Psarolites (Silicified Fern-Stems).—In the New Red sandstone, near Hillersdorf, in the neighbourhood of Chemnitz, in Saxony, silicified stems, apparently of tree-ferns, occur in great numbers. They are remarkably beautiful, and the organization of the original is so well preserved by the silex, that slices, examined by the microscope, display the peculiar structure almost as perfectly as if the plants were recent: transverse sections exhibit the arched bundles of vascular fibres which compose the ligneous cylinder, surrounded by the cellular tissue. From the stellated markings produced by sections of the vessels that compose the tissues, and which are visible to the naked eye, these fossils have obtained the popular name of Staaren-stein, or Star-stone. The external surface of the specimens I have examined has a ligneous structure, and is of a dark reddish brown colour; internally the stems are of a dull red, mottled with various tints of blue and yellow, from the infiltrated chalcedony with which the vessels are permeated.[89]
[89] See Pict. Atlas (pl. viii.) for coloured figures; and Org. Rem. vol. L plate viii. figs. 1-7. The reader will be amused by the perusal of the ingenious but unsuccessful attempt of the excellent author, Mr. Parkinson, to elucidate their nature. I have still a specimen which he presented to me more than thirty-five years since, as one of the most curious and perplexing fossils that had ever come under his notice.

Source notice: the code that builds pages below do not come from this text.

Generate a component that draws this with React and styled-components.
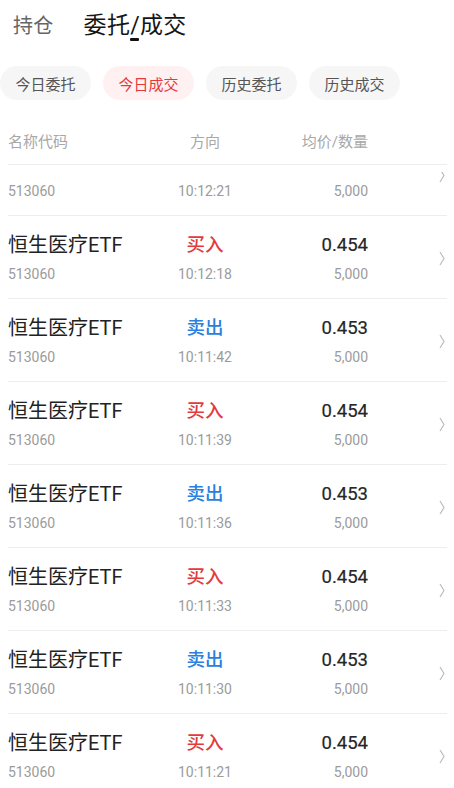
import React, { useLayoutEffect, useRef, useState } from "react";
import styled, { createGlobalStyle } from "styled-components";

const GlobalStyle = createGlobalStyle`
  html, body {
    margin: 0;
    padding: 0;
    background: #fff;
  }
  body {
    font-family: Roboto, "Noto Sans CJK SC", sans-serif;
    -webkit-font-smoothing: antialiased;
  }
  * { box-sizing: border-box; }
`;

const Page = styled.div`
  display: flex;
  flex-direction: column;
  height: 100vh;
  overflow: hidden;
  background: #fff;
`;

const TopBar = styled.div`
  display: flex;
  align-items: center;
  gap: 30px;
  height: 52px;
  padding: 0 13px;
`;

const TopTab = styled.div`
  font-size: ${(p) => (p.$active ? "23px" : "20px")};
  color: ${(p) => (p.$active ? "#151515" : "#666")};
  line-height: 30px;
  font-weight: 400;
  letter-spacing: 0.3px;
`;

const Slash = styled.span`
  position: relative;
  &::after {
    content: "";
    position: absolute;
    left: 0;
    bottom: -2px;
    width: 9px;
    height: 3px;
    border-radius: 1px;
    background: #111;
  }
`;

const Pills = styled.div`
  display: flex;
  gap: 12px;
  margin-top: 14px;
`;

const Pill = styled.div`
  height: 34px;
  width: 91px;
  border-radius: 17px;
  display: flex;
  align-items: center;
  justify-content: center;
  font-size: 15px;
  color: ${(p) => (p.$active ? "#e5393d" : "#555")};
  background: ${(p) => (p.$active ? "#fff1f1" : "#f6f6f6")};
`;

const Grid = styled.div`
  display: grid;
  grid-template-columns: 140px 114px 106px 1fr;
  align-items: center;
`;

const Head = styled(Grid)`
  margin: 18px 7px 0 8px;
  height: 47px;
  border-bottom: 1px solid #ededed;
  font-size: 15px;
  color: #a8a8a8;
  padding-bottom: 1px;
`;

const Cell = styled.div`
  justify-self: ${(p) => (p.$align === "right" ? "end" : p.$align === "center" ? "center" : "start")};
`;

const List = styled.div`
  flex: 1;
  margin-top: 7px;
  overflow-y: auto;
  padding: 0 7px 0 8px;
  scrollbar-width: none;
  &::-webkit-scrollbar { display: none; }
`;

const Row = styled(Grid)`
  height: 83px;
  border-bottom: 1px solid #ededed;
  padding: 17px 0 15px;
  grid-template-rows: 24px 20px;
  row-gap: 7px;
`;

const Name = styled.div`
  font-size: 20px;
  color: #222;
  line-height: 24px;
`;

const Side = styled.div`
  justify-self: center;
  font-size: 18.5px;
  line-height: 24px;
  font-weight: 500;
  color: ${(p) => (p.$buy ? "#e5393d" : "#2a7fe0")};
`;

const Price = styled.div`
  justify-self: end;
  font-size: 18.5px;
  line-height: 24px;
  color: #262626;
  font-weight: 400;
  -webkit-text-stroke: 0.2px #262626;
`;

const Sub = styled.div`
  font-size: 14px;
  line-height: 20px;
  color: #9b9b9b;
  justify-self: ${(p) => p.$place || "start"};
`;

const Arrow = styled.div`
  grid-row: 1 / span 2;
  grid-column: 4;
  justify-self: end;
  margin-right: 2px;
  display: flex;
  align-items: center;
`;

const Chevron = () => (
  <svg width="6" height="15" viewBox="0 0 6 15">
    <polyline points="1,1 5,7.5 1,14" fill="none" stroke="#b8b8b8" strokeWidth="1.1" />
  </svg>
);

const trades = [
  { buy: true, price: "0.454", time: "10:12:21" },
  { buy: true, price: "0.454", time: "10:12:18" },
  { buy: false, price: "0.453", time: "10:11:42" },
  { buy: true, price: "0.454", time: "10:11:39" },
  { buy: false, price: "0.453", time: "10:11:36" },
  { buy: true, price: "0.454", time: "10:11:33" },
  { buy: false, price: "0.453", time: "10:11:30" },
  { buy: true, price: "0.454", time: "10:11:21" },
  { buy: false, price: "0.453", time: "10:11:18" },
  { buy: true, price: "0.454", time: "10:11:12" },
];

const tabs = ["今日委托", "今日成交", "历史委托", "历史成交"];

export default function App() {
  const [tab] = useState(1);
  const listRef = useRef(null);

  useLayoutEffect(() => {
    // list is scrolled a little in the screenshot
    if (listRef.current) listRef.current.scrollTop = 39;
  }, []);

  return (
    <Page>
      <GlobalStyle />
      <TopBar>
        <TopTab>持仓</TopTab>
        <TopTab $active>
          委托<Slash>/</Slash>成交
        </TopTab>
      </TopBar>
      <Pills>
        {tabs.map((t, i) => (
          <Pill key={t} $active={i === tab}>
            {t}
          </Pill>
        ))}
      </Pills>
      <Head>
        <Cell>名称代码</Cell>
        <Cell $align="center">方向</Cell>
        <Cell $align="right">均价/数量</Cell>
      </Head>
      <List ref={listRef}>
        {trades.map((t, i) => (
          <Row key={i}>
            <Name>恒生医疗ETF</Name>
            <Side $buy={t.buy}>{t.buy ? "买入" : "卖出"}</Side>
            <Price>{t.price}</Price>
            <Arrow>
              <Chevron />
            </Arrow>
            <Sub>513060</Sub>
            <Sub $place="center">{t.time}</Sub>
            <Sub $place="end">5,000</Sub>
          </Row>
        ))}
      </List>
    </Page>
  );
}
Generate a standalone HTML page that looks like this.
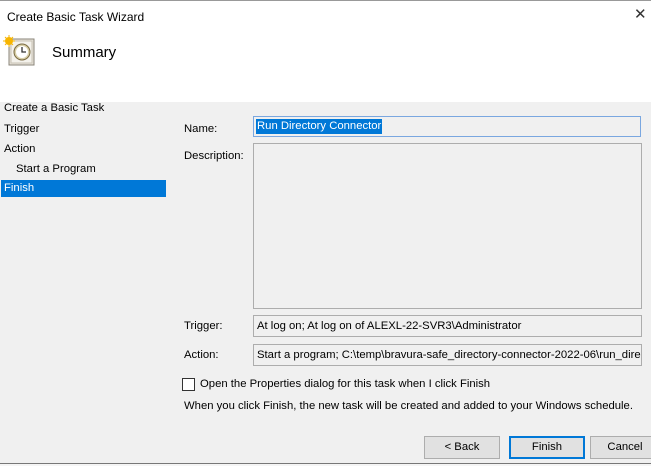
<!DOCTYPE html>
<html><head><style>
body{margin:0;width:651px;height:466px;overflow:hidden;background:#f0f0f0;font-family:"Liberation Sans",sans-serif;font-size:11.3px;color:#000;position:relative}
.a{position:absolute;white-space:nowrap}
.box{position:absolute;border:1px solid #adadad;background:#f0f0f0;box-sizing:border-box}
.btn{position:absolute;top:436px;height:23px;width:76px;border:1px solid #adadad;background:#e1e1e1;box-sizing:border-box;text-align:center;line-height:21px}
</style></head><body>
<div class="a" style="left:0;top:0;width:651px;height:101px;background:#fff;border-top:1px solid #999"></div>
<div class="a" style="left:7px;top:10px;font-size:12px">Create Basic Task Wizard</div>
<div class="a" style="left:634px;top:5px;font-size:15px;color:#333">✕</div>
<svg class="a" style="left:3px;top:35px" width="32" height="32" viewBox="0 0 32 32">
<rect x="6" y="4" width="25" height="26" fill="#e8e4dc" stroke="#8a8478"/>
<rect x="8" y="6" width="21" height="22" fill="#f4f2ec" stroke="#c8c2b4"/>
<circle cx="19" cy="17" r="8" fill="#d8cfa8" stroke="#7a6a40"/>
<circle cx="19" cy="17" r="6" fill="#fff"/>
<path d="M19 12v5h4" stroke="#333" stroke-width="1.3" fill="none"/>
<circle cx="6" cy="6" r="4" fill="#f7b500"/>
<path d="M6 0v12M0 6h12M2 2l8 8M10 2l-8 8" stroke="#f7b500" stroke-width="1"/>
</svg>
<div class="a" style="left:52px;top:44px;font-size:15px">Summary</div>
<div class="a" style="left:4px;top:102px">Create a Basic Task</div>
<div class="a" style="left:4px;top:123px">Trigger</div>
<div class="a" style="left:4px;top:143px">Action</div>
<div class="a" style="left:16px;top:163px">Start a Program</div>
<div class="a" style="left:1px;top:180px;width:165px;height:17px;background:#0078d7;color:#fff;padding-left:3px;box-sizing:border-box;line-height:17px">Finish</div>
<div class="a" style="left:184px;top:123px">Name:</div>
<div class="box" style="left:253px;top:116px;width:388px;height:21px;border-color:#7aa7e0"><span class="a" style="left:2px;top:2px;background:#0078d7;color:#fff;padding:0 1px;line-height:15px">Run Directory Connector</span></div>
<div class="a" style="left:184px;top:150px">Description:</div>
<div class="box" style="left:253px;top:143px;width:389px;height:166px"></div>
<div class="a" style="left:184px;top:320px">Trigger:</div>
<div class="box" style="left:253px;top:315px;width:389px;height:22px"><span class="a" style="left:3px;top:4px">At log on; At log on of ALEXL-22-SVR3\Administrator</span></div>
<div class="a" style="left:184px;top:349px">Action:</div>
<div class="box" style="left:253px;top:344px;width:389px;height:22px;overflow:hidden"><span class="a" style="left:3px;top:4px">Start a program; C:\temp\bravura-safe_directory-connector-2022-06\run_directory</span></div>
<div class="a" style="left:182px;top:378px;width:13px;height:13px;border:1px solid #333;background:#fff;box-sizing:border-box"></div>
<div class="a" style="left:200px;top:378px">Open the Properties dialog for this task when I click Finish</div>
<div class="a" style="left:184px;top:400px">When you click Finish, the new task will be created and added to your Windows schedule.</div>
<div class="btn" style="left:424px">&lt; Back</div>
<div class="btn" style="left:509px;border:2px solid #0078d7;line-height:19px">Finish</div>
<div class="btn" style="left:590px;width:70px">Cancel</div>
<div class="a" style="left:0;top:463px;width:651px;height:1px;background:#777"></div>
<div class="a" style="left:0;top:464px;width:651px;height:2px;background:#f5f5f5"></div>
</body></html>
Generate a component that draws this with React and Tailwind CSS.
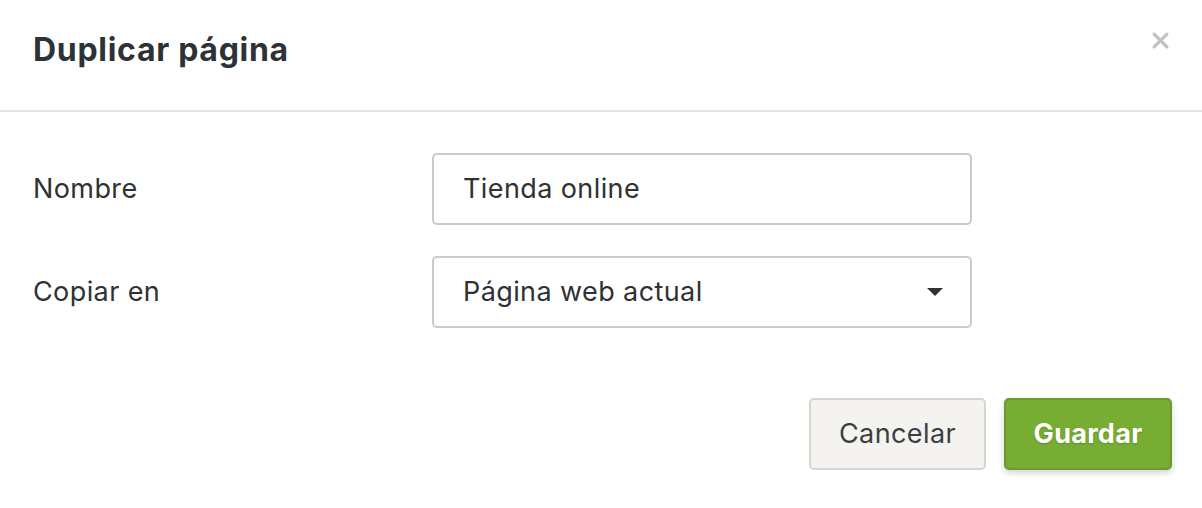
import React from 'react';

const DuplicatePage = () => {
  return (
    <div className="w-[1202px] h-[508px] bg-white font-['Inter','Noto_Sans',sans-serif] text-[#2d3236]">
      <div className="h-[112px] flex items-start justify-between pl-[33px] pr-[32px] border-b-2 border-[#e6e6e6]">
        <h1 className="mt-[30px] text-[32px] leading-[40px] font-bold tracking-[0.7px]">Duplicar página</h1>
        <button className="mt-[31px] text-[#c2c2c2]">
          <svg width="19" height="19" viewBox="0 0 18 18">
            <path d="M3 3 L15 15 M15 3 L3 15" stroke="currentColor" strokeWidth="3.2" strokeLinecap="round" />
          </svg>
        </button>
      </div>

      <div className="pt-[41px] pl-[33px] pr-[30px]">
        <div className="flex items-center">
          <label className="w-[399px] text-[27px] tracking-[0.4px]">Nombre</label>
          <div className="w-[540px] h-[72px] border-2 border-[#c8cbce] rounded-[5px] flex items-center px-[29px] text-[27px] tracking-[0.4px]">
            Tienda online
          </div>
        </div>

        <div className="flex items-center mt-[31px]">
          <label className="w-[399px] text-[27px] tracking-[0.4px]">Copiar en</label>
          <div className="w-[540px] h-[72px] border-2 border-[#c8cbce] rounded-[5px] flex items-center justify-between pl-[29px] pr-[27px] text-[27px] tracking-[0.4px]">
            <span>Página web actual</span>
            <svg width="16" height="9" viewBox="0 0 16 9">
              <path d="M0 0 H16 L8 8 Z" fill="#2d3236" />
            </svg>
          </div>
        </div>

        <div className="flex justify-end gap-[18px] mt-[70px]">
          <button className="w-[177px] h-[72px] bg-[#f4f3ef] border-2 border-[#d6d5d0] rounded-[5px] text-[27px] tracking-[0.4px] text-[#3a3f43]">
            Cancelar
          </button>
          <button className="w-[168px] h-[72px] bg-[#78ad34] border-2 border-[#6b9b2d] rounded-[5px] text-[27px] tracking-[0.3px] font-bold text-white shadow-[0_3px_6px_rgba(0,0,0,0.18)] [text-shadow:0_1px_2px_rgba(0,0,0,0.2)]">
            Guardar
          </button>
        </div>
      </div>
    </div>
  );
};

export default function App() {
  return <DuplicatePage />;
}
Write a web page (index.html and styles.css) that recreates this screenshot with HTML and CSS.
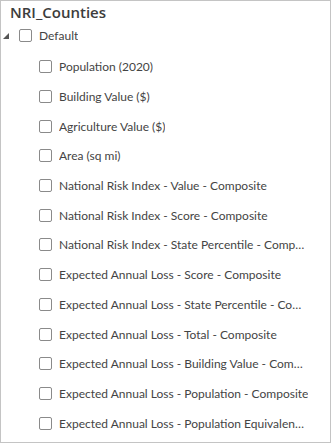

An excellent work ("Dendrolithen") on these fossils, in which thirty species are described, has been published at Dresden by M. Cotta; who arranges them under the genus Psaronius or Psarolites. The stem is composed of two distinct parts; an outer zone, consisting of a great number of nearly cylindrical bundles of vessels, supposed to have been roots which proceeded from the stem near its base; and an inner part or axis. In the outer portion, the fossil air-roots have a vascular tissue, but there is often a delicate cellular tissue interposed. In the axis the vessels form zigzag or wavy bands, resembling those of ferns.[90] These flexuous and vermiform bands are entirely composed of barred or scalariform vessels, similar to those of ferns and club-mosses. The Psarolites are therefore considered by M. Ad. Brongniart to be the bases of the trunks of lycopodiaceous trees, while M. Cotta and other botanists regard them as true arborescent ferns.[91]
[90] Pict. Atlas, pl. viii.
[91] See M. Brongniart's "Tableau des Genres de Végét. Foss." p. 44.
Dr. Buckland has discovered in the New Bed sandstone formation at Allesley, near Coventry, silicified trunks of coniferous trees, and it is not improbable that further research in that locality may bring to light fern-stems like those of Chemnitz.[92] Dr. Lloyd, of Warwick, has recently obtained leaves of several coniferæ from the same locality.[93]
[92] Vide Geol. Proc. vol. ii. p. 438.
[93] Geol. Society, June 1852. Dr. Lloyd's specimens are probably referable to the genus Walchia: see [Lign. 60].